■ **TASK DESCRIPTION**
Set down word for word the lines running from the line with "Give me the" to the line with "import React from", ends included. Skip every picture.

■ **SUPPLIED RECORDS**
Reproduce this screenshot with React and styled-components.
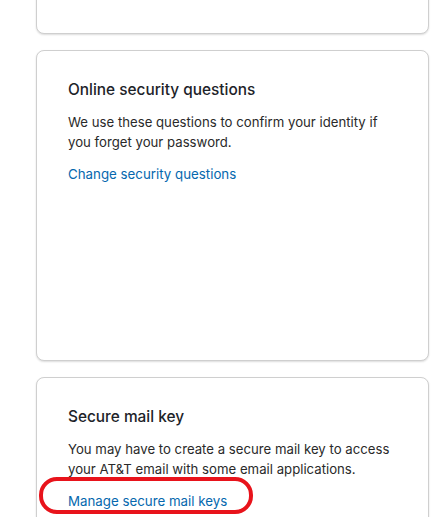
==
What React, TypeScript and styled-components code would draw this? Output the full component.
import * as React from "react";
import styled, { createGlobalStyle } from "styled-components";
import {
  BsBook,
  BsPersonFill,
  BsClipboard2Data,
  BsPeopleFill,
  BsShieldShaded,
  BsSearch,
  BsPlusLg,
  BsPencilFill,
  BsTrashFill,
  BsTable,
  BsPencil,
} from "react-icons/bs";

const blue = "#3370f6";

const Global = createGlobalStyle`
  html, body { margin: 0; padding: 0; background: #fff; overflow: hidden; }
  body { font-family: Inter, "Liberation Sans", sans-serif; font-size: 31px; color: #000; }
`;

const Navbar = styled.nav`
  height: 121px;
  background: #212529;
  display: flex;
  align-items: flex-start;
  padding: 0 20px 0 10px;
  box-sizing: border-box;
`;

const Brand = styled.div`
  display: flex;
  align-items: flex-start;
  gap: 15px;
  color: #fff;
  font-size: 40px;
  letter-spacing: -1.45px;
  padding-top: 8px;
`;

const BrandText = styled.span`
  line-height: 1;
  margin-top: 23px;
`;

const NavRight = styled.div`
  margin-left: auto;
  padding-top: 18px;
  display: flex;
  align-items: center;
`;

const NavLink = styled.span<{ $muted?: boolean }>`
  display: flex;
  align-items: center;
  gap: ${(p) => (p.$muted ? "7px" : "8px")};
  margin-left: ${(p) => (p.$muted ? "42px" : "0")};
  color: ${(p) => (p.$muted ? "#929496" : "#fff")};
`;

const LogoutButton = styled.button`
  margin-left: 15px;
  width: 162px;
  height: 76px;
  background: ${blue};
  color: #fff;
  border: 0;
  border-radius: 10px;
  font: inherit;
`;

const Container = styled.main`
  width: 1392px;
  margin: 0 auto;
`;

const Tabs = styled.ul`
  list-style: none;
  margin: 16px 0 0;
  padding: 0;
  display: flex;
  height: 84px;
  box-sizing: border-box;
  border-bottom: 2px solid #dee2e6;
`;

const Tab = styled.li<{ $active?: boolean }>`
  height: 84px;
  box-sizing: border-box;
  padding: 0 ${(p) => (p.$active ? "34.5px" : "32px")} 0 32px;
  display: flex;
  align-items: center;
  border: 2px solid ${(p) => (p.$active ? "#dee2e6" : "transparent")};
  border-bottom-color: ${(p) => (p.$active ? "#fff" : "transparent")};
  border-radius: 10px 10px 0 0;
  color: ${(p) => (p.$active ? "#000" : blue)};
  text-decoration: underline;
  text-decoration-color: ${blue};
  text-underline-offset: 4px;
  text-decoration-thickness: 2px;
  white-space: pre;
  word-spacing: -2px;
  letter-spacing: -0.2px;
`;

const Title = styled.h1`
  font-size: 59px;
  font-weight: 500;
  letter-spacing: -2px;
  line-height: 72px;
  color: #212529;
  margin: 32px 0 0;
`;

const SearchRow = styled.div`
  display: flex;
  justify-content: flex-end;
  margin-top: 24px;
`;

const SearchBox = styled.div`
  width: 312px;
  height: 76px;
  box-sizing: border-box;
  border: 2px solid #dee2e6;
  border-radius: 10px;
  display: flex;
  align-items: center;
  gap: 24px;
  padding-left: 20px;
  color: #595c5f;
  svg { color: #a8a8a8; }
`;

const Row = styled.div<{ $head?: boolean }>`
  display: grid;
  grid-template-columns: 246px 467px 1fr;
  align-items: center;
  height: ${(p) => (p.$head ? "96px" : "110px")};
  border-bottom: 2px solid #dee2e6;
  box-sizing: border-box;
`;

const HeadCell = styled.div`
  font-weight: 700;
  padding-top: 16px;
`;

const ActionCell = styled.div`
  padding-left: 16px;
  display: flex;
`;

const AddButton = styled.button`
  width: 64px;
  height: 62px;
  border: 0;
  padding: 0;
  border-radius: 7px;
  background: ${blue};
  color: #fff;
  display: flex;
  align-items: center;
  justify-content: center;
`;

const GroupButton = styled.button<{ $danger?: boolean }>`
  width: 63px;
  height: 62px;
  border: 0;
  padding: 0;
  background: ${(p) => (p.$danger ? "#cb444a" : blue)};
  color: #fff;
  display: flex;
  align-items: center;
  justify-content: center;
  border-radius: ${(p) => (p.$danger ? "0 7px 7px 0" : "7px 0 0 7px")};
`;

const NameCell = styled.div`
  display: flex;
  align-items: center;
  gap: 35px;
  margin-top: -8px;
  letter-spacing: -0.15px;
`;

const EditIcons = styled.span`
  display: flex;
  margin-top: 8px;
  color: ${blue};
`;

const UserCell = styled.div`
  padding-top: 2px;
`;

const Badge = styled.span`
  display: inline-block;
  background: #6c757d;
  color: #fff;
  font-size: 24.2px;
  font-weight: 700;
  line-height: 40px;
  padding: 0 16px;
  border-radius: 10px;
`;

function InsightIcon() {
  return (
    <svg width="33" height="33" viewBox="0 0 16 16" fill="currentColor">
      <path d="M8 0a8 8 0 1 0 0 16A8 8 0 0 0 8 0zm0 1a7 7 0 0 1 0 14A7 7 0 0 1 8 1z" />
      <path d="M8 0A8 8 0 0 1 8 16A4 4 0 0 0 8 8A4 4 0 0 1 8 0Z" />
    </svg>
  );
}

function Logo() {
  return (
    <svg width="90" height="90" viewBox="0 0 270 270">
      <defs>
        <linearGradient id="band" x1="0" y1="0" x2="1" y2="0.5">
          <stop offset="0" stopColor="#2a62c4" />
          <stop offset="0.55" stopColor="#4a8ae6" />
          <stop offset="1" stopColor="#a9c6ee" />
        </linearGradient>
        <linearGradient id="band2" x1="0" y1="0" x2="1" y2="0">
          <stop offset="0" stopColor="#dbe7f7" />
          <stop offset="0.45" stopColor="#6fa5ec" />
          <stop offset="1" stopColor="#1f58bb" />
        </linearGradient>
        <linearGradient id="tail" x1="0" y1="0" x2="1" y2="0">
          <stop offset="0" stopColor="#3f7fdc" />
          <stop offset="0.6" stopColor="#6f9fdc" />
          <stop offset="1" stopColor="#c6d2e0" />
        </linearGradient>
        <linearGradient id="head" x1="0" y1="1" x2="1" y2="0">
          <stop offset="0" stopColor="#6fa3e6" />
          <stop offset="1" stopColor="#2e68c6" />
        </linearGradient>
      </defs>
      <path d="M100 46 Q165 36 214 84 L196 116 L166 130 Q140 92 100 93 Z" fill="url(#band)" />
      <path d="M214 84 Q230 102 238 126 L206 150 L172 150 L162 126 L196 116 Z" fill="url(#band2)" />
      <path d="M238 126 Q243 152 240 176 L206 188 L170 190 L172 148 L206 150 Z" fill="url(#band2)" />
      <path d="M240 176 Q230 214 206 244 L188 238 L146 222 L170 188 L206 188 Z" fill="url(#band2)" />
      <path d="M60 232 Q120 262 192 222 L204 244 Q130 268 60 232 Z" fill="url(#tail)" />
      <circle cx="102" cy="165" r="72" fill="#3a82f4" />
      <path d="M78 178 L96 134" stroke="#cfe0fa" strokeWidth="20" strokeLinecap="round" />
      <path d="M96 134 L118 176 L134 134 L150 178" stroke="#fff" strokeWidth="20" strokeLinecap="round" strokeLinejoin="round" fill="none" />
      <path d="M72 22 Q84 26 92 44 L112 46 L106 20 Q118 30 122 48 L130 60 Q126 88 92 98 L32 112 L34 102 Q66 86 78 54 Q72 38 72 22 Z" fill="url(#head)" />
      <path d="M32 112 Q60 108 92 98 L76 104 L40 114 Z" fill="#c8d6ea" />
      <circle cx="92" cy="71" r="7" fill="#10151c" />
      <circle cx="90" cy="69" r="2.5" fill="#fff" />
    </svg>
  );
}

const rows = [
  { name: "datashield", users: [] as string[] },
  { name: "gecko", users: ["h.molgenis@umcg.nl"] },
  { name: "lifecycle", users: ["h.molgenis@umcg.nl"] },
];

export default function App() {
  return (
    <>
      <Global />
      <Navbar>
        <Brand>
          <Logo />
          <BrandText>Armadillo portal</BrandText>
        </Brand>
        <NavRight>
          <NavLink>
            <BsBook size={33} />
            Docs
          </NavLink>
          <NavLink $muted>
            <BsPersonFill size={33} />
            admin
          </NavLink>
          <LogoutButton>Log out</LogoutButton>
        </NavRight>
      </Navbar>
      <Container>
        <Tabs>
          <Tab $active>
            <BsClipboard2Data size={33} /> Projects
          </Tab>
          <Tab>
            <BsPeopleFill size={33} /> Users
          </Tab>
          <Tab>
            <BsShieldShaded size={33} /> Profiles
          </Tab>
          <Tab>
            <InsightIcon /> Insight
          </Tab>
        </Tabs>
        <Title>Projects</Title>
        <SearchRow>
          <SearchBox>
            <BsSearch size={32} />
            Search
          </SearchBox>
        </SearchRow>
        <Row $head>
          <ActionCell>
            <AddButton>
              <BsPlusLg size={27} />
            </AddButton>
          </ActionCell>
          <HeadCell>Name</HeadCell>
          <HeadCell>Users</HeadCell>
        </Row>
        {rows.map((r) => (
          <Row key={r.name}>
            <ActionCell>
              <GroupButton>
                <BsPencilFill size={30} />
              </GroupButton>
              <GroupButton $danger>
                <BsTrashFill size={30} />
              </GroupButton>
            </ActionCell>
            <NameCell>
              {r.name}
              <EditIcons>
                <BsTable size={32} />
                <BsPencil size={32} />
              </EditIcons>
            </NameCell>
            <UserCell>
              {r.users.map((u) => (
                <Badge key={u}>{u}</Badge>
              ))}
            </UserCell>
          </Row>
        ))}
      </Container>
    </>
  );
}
...
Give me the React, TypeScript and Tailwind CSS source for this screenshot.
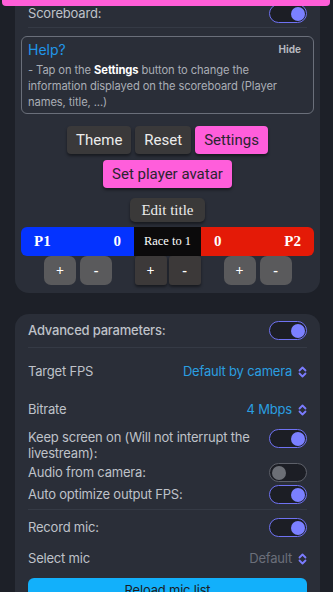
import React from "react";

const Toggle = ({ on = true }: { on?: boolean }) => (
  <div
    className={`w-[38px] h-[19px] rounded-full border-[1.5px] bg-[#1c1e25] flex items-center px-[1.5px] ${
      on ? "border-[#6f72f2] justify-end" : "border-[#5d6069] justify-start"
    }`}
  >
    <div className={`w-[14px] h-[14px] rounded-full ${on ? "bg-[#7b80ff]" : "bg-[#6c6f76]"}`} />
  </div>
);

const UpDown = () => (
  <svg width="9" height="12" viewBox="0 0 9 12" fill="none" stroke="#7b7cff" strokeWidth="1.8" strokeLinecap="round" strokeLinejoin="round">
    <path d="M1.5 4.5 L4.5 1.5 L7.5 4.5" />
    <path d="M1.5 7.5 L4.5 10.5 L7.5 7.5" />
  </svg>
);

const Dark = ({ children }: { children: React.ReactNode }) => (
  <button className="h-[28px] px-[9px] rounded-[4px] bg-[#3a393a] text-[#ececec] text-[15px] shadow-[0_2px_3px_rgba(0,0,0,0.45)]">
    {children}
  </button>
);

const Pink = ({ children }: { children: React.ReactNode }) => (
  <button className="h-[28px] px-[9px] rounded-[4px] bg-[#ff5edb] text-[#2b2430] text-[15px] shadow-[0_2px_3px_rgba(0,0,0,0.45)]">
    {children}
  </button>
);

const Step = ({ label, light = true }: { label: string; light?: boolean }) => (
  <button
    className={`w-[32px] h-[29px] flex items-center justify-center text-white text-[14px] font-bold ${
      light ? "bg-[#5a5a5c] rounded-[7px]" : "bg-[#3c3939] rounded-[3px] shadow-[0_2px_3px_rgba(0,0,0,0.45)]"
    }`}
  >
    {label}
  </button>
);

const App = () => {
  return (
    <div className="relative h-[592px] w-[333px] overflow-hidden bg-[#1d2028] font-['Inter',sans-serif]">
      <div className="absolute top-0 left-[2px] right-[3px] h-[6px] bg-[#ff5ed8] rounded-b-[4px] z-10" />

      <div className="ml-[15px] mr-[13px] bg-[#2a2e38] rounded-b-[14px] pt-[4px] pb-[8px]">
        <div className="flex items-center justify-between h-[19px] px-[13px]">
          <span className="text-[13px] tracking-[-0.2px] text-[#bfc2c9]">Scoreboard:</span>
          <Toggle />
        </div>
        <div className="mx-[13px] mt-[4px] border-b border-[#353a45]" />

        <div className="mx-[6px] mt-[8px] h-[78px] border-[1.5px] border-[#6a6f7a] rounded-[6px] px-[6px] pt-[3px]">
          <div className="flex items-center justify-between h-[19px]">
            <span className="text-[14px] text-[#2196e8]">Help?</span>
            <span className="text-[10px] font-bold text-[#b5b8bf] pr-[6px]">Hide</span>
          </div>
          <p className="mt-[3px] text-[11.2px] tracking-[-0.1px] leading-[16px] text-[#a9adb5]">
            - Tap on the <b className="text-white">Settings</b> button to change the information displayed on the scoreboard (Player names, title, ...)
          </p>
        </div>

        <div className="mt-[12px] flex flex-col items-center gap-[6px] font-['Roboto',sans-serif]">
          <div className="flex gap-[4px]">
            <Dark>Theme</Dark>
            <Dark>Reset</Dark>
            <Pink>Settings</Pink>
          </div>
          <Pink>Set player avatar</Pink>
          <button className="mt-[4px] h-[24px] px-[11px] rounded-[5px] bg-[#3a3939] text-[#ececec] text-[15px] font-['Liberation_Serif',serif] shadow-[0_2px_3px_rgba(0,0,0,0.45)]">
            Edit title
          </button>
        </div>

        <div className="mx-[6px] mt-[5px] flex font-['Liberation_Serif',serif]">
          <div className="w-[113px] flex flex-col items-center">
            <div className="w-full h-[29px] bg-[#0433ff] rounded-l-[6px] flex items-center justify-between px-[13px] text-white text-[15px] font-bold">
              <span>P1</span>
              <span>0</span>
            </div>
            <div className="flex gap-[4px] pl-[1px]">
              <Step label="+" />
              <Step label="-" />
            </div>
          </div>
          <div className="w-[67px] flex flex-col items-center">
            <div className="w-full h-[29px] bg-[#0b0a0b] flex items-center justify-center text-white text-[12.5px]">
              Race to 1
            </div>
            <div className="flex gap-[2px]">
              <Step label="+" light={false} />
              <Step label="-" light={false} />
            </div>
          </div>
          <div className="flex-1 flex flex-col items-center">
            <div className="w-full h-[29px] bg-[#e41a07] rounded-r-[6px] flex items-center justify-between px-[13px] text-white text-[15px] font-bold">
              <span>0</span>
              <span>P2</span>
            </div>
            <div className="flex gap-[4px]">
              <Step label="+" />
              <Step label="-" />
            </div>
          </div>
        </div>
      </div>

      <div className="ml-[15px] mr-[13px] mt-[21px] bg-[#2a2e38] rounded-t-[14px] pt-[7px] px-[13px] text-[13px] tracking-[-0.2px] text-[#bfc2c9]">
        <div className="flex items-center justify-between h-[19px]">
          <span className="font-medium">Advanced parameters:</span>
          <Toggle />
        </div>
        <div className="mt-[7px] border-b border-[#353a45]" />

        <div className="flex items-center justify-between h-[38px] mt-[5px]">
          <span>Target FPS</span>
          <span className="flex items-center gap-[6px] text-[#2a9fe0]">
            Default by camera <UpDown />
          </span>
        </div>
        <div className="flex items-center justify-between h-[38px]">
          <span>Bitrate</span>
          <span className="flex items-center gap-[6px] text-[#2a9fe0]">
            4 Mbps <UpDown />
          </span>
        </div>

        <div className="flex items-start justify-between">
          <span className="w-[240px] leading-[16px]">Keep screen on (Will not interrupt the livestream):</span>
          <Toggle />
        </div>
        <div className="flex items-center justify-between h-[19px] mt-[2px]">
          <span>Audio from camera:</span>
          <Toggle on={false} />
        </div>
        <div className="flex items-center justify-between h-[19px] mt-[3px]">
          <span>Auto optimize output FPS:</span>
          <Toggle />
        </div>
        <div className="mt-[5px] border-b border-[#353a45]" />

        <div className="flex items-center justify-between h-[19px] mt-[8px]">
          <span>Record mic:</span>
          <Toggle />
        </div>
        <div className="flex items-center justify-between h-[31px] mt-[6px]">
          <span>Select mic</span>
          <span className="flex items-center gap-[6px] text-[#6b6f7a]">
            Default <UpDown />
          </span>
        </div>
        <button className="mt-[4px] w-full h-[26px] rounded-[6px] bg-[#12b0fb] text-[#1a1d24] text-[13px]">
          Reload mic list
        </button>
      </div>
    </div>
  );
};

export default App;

■ **THE REPLY**
Give me the React, TypeScript and Tailwind CSS source for this screenshot.
import React from "react";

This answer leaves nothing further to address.